Physical anthropologists have also documented biological diversity in the Indus population. For example, Mohenjo-daro is somewhat different in its phenotypic traits from the population represented at northern sites, especially Harappa and Kalibangan.16 Health profiles of individuals support the notion of biological heterogeneity since there are significant differences from region to region. The population at Mohenjo-daro has a high rate of anemia as compared to other Indus sites.17 Thus, while the Mature Harappan as a whole can be seen as a population, if we look for diversity, it is there both culturally and biologically within the whole.18
The Late Kot Dijian of the Derajat and Potwar Plateau
The Kot Dijian ceramic assemblage has a late stage in the Derajat and Potwar Plateau, which takes a version of this assemblage into the second half of the third millennium, contemporary with the Harappan Civilization This was first suggested by A. H. Dani19 and has been confirmed by a series of radiocarbon dates and description.20 These sites, and the peoples who lived in them, are contemporary with the Indus Civilization (2500—1900 B.C.).

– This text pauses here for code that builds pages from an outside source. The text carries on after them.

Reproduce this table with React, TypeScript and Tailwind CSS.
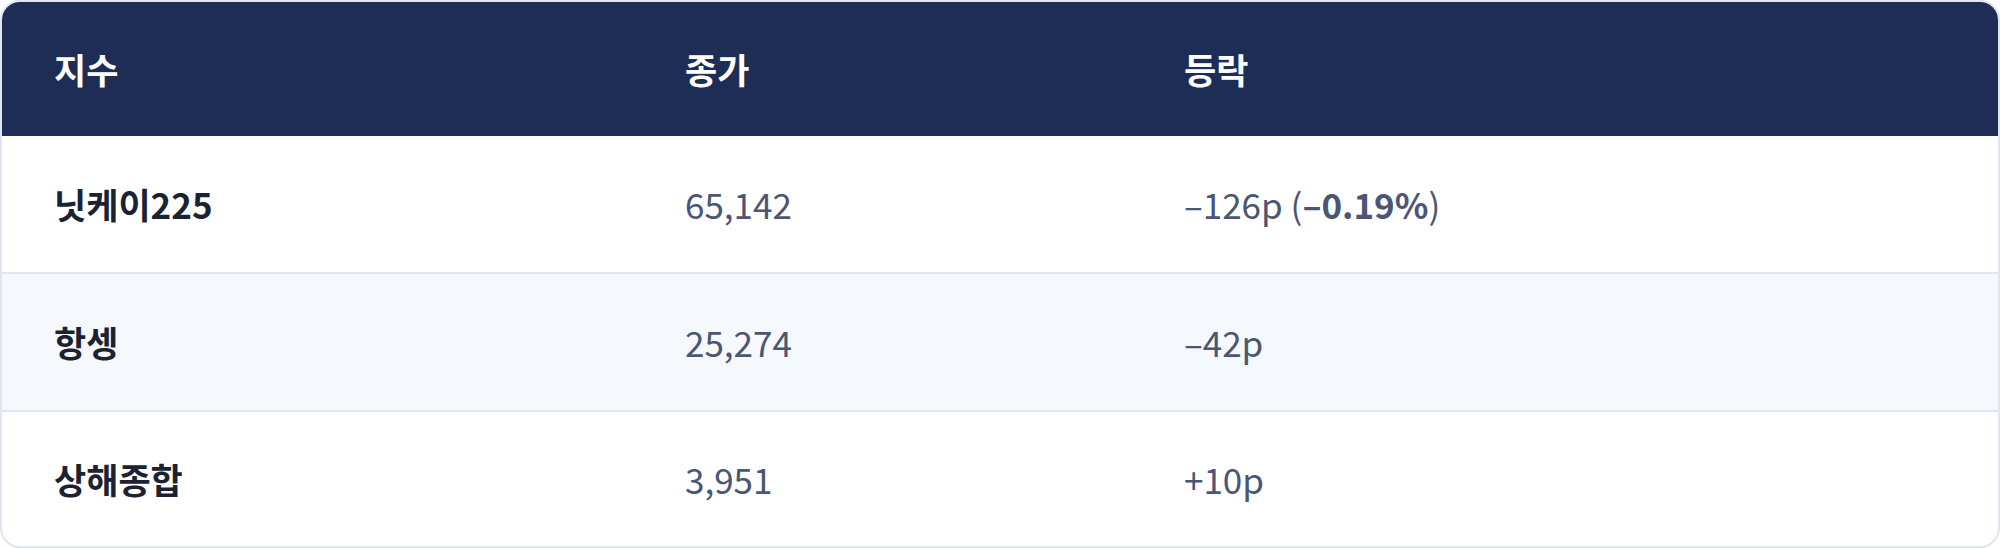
import React from 'react';

type Row = {
  name: string;
  close: string;
  change: React.ReactNode;
};

const ROWS: Row[] = [
  {
    name: '닛케이225',
    close: '65,142',
    change: (
      <>
        –126p (<span className="font-bold">–0.19%</span>)
      </>
    ),
  },
  { name: '항셍', close: '25,274', change: '–42p' },
  { name: '상해종합', close: '3,951', change: '+10p' },
];

const cols = 'grid grid-cols-[631px_499px_1fr] items-center';

const App: React.FC = () => {
  return (
    <div
      className="h-[548px] w-full overflow-hidden rounded-[20px] border-2 border-[#dfe5f1] bg-white flex flex-col"
      style={{ fontFamily: '"Noto Sans CJK KR", "Noto Sans", sans-serif' }}
    >
      {/* header */}
      <div className={`${cols} h-[134px] bg-[#1e2d55] text-white font-bold text-[35px]`}>
        <div className="pl-[52px]">지수</div>
        <div className="pl-[52px]">종가</div>
        <div className="pl-[52px]">등락</div>
      </div>

      {ROWS.map((row, i) => (
        <div
          key={row.name}
          className={`${cols} text-[35px] ${
            i === 0 ? 'h-[136px]' : 'border-t-2 border-[#dfe5f1]'
          } ${i === 1 ? 'h-[138px] bg-[#f5f8fd]' : ''} ${i === 2 ? 'flex-1' : ''}`}
        >
          <div className="pl-[52px] font-bold text-[#1b2333]">{row.name}</div>
          <div className="pl-[52px] text-[#4a5673]">{row.close}</div>
          <div className="pl-[52px] text-[#4a5673]">{row.change}</div>
        </div>
      ))}
    </div>
  );
};

export default App;
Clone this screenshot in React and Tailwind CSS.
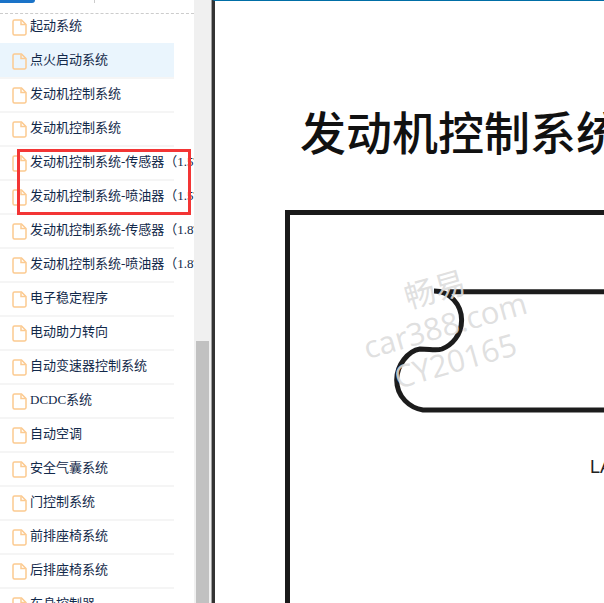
const items = [
  { label: "起动系统", joined: true },
  { label: "点火启动系统", active: true },
  { label: "发动机控制系统" },
  { label: "发动机控制系统" },
  { label: "发动机控制系统-传感器（1.5T）" },
  { label: "发动机控制系统-喷油器（1.5T）" },
  { label: "发动机控制系统-传感器（1.8T）" },
  { label: "发动机控制系统-喷油器（1.8T）" },
  { label: "电子稳定程序" },
  { label: "电动助力转向" },
  { label: "自动变速器控制系统" },
  { label: "DCDC系统" },
  { label: "自动空调" },
  { label: "安全气囊系统" },
  { label: "门控制系统" },
  { label: "前排座椅系统" },
  { label: "后排座椅系统" },
  { label: "车身控制器" },
];

const FileIcon = () => (
  <svg width="15" height="17" viewBox="0 0 15 17" className="shrink-0 ml-3" fill="none">
    <path d="M2.5 1h7L14 5.500V14.500a1.500 1.500 0 0 1-1.500 1.500h-10A1.500 1.500 0 0 1 1 14.500V2.500A1.500 1.500 0 0 1 2.500 1z" stroke="#fcca90" strokeWidth="1.500" />
    <path d="M9 1.500V5.500H13.500" stroke="#fcca90" strokeWidth="1.500" />
  </svg>
);

const TreeRow = ({ label, active, joined }) => (
  <div className={`flex items-center h-[34px] w-[174px] whitespace-nowrap border-b-2 ${active ? "bg-[#eaf5fd] border-[#f5f5f5]" : joined ? "border-[#eaf5fd]" : "border-[#f5f5f5]"}`}>
    <FileIcon />
    <span className="ml-[3px] pb-[2px] text-[13px] text-[#12294a] font-['Liberation_Serif','Noto_Sans_CJK_SC',serif]">{label}</span>
  </div>
);

export default function App() {
  return (
    <div className="relative flex w-[604px] h-[603px] overflow-hidden bg-white font-['Noto_Sans_CJK_SC',sans-serif]">
      <aside className="relative w-[194px] shrink-0 overflow-hidden">
        <div className="relative h-[14px] border-b border-dashed border-[#cccccc]">
          <div className="absolute left-0 top-0 w-[35px] h-[3px] bg-[#1a73c8] rounded-br-[4px]" />
          <div className="absolute left-[94px] top-0 w-px h-[3px] bg-[#cccccc]" />
        </div>
        <div className="-mt-[3px]">
          {items.map((item, i) => (
            <TreeRow key={i} label={item.label} active={item.active} joined={item.joined} />
          ))}
        </div>
        <div className="absolute left-[17px] top-[149px] w-[174px] h-[66px] border-[3px] border-[#f33535]" />
      </aside>

      <div className="flex w-[18px] shrink-0 bg-[#f0f0f0]">
        <div className="w-[2px]" />
        <div className="flex flex-col w-[13px]">
          <div className="h-[341px]" />
          <div className="flex-1 bg-[#c1c1c1]" />
        </div>
        <div className="w-[2px]" />
        <div className="w-px bg-[#a0a0a0]" />
      </div>

      <main className="relative flex-1 bg-white border-l-[3px] border-l-[#333333] border-t border-t-[#006ea6] overflow-hidden">
        <h1 className="mt-[100px] ml-[85px] whitespace-nowrap text-[46px] leading-[58px] font-medium text-[#111111]">发动机控制系统</h1>
        <div className="relative mt-[51px] ml-[70px] w-[400px] h-[500px] border-[5px] border-[#1a1a1a] border-r-0">
          <svg className="absolute left-[100px] top-[70px]" width="320" height="130" viewBox="0 0 320 130" fill="none">
            <path d="M58 6.700 L320 6.700" stroke="#1c1c1c" strokeWidth="5" />
            <path d="M44 6 C60 6 71.600 20 71.600 35 C71.600 50 62 60 52 64 C46 66 40 64 30 64 C18 66 6.700 80 6.700 95 C6.700 112 20 123 33 125 L320 125" stroke="#1c1c1c" strokeWidth="5" />
          </svg>
          <span className="absolute left-[300px] top-[239px] text-[18px] text-[#222222] font-['Liberation_Sans',sans-serif]">LA</span>
        </div>
      </main>

      <div className="absolute left-[445px] top-[325px] -translate-x-1/2 -translate-y-1/2 -rotate-[16deg] flex flex-col items-center text-[31px] leading-[37px] text-[#dcdcdc]/90 whitespace-nowrap font-['Open_Sans','Noto_Sans_CJK_SC',sans-serif]">
        <span>畅易</span>
        <span>car388.com</span>
        <span>CY20165</span>
      </div>
    </div>
  );
}
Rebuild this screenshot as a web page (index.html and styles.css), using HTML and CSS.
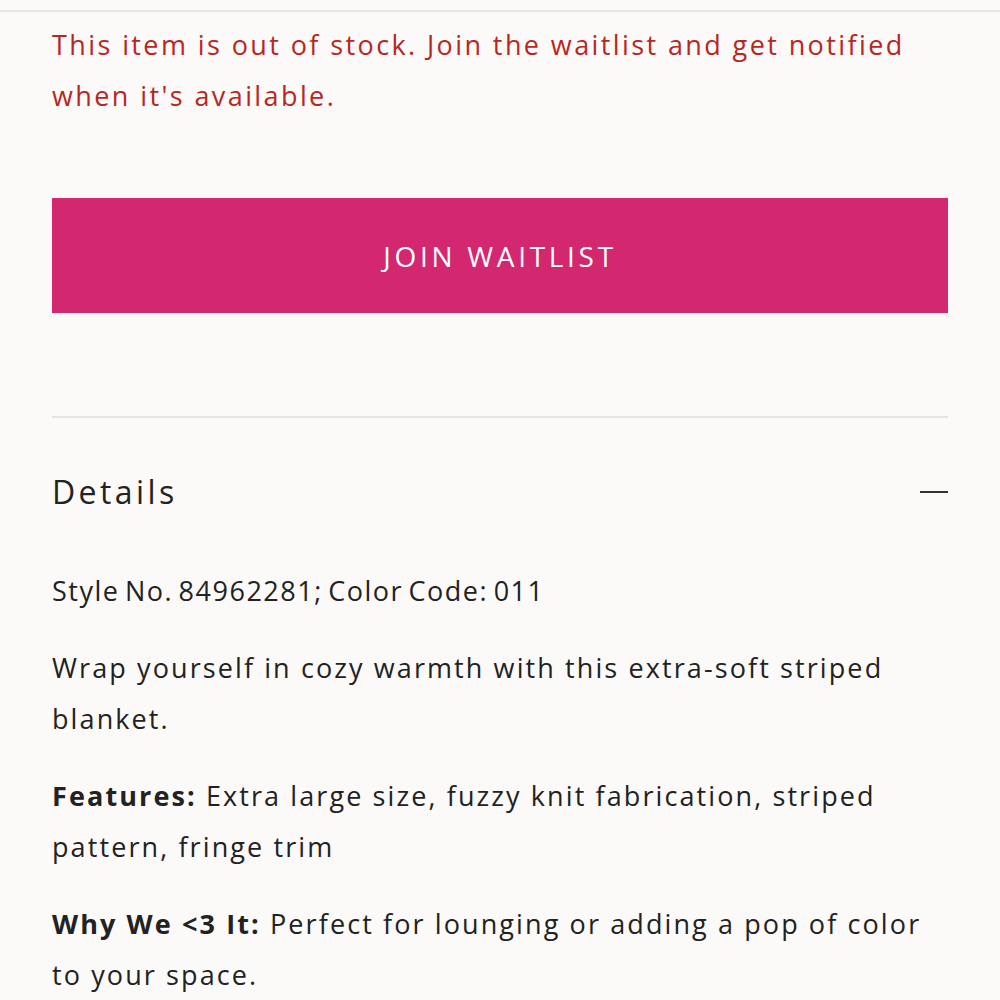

A map and list of Late Kot Dijian sites is available in the references.21
The evidence documenting that the Late Kot Dijian and the Indus Civilization were contemporary is not based on radiocarbon dates alone. Some Indus p
ainted motifs are found on Late Kot Dijian ceramics: pipal leaves, fish scales, intersecting circles, and peacocks. Indus perforated ware occurs at Gumla IV. Other Indus artifacts occur also in the Late Kot Dijian: Gumla IV produced an etched carnelian bead, a cubical stone weight, a faience button or seal, steatite (paste) disk beads, toy cart frames with wheels, triangular terra-cotta cakes, and “missiles.”22
The Late Kot Dijians of the Derajat and Potwar Plateau seem to represent peoples outside the Indus ideology, peoples who chose to stay with the older ways of the Early Harappan and who preserved their suite of material culture, best represented by their ceramics, as symbolic representation of this decision. That their relationship with the Mature Harappan peoples was a peaceful one can perhaps be inferred from the recently discovered presence of Indus sites in among the Late Kot Dijian settlements of the Derajat.23
Thus, we see that the Indus ideology was not totally accepted everywhere. There were holdouts. The political, economic, and ideological relationships between the Indus and Late Kot Dijian peoples must have been both rich and complex, and it is therefore sad to say that we know so little about them.
Conclusion
The Indus Civilization had an identifiable archaeological assemblage. The differences between it and the Early Harappan testify to the immense changes that took place during the Early Harappan—Mature Harappan Transition. This transition is hypothesized to have been the period when the Indus ideology developed and proliferated. There is evidence for the existence of a diversity of peoples in ancient India that were a part of this civilization. It is taken from the diversity found within the Indus archaeological assemblages, but also from the physical remains of the Harappans themselves. It is not surprising, after all, to find cultural and physical diversity in a civilization that covers over 1 million square kilometers.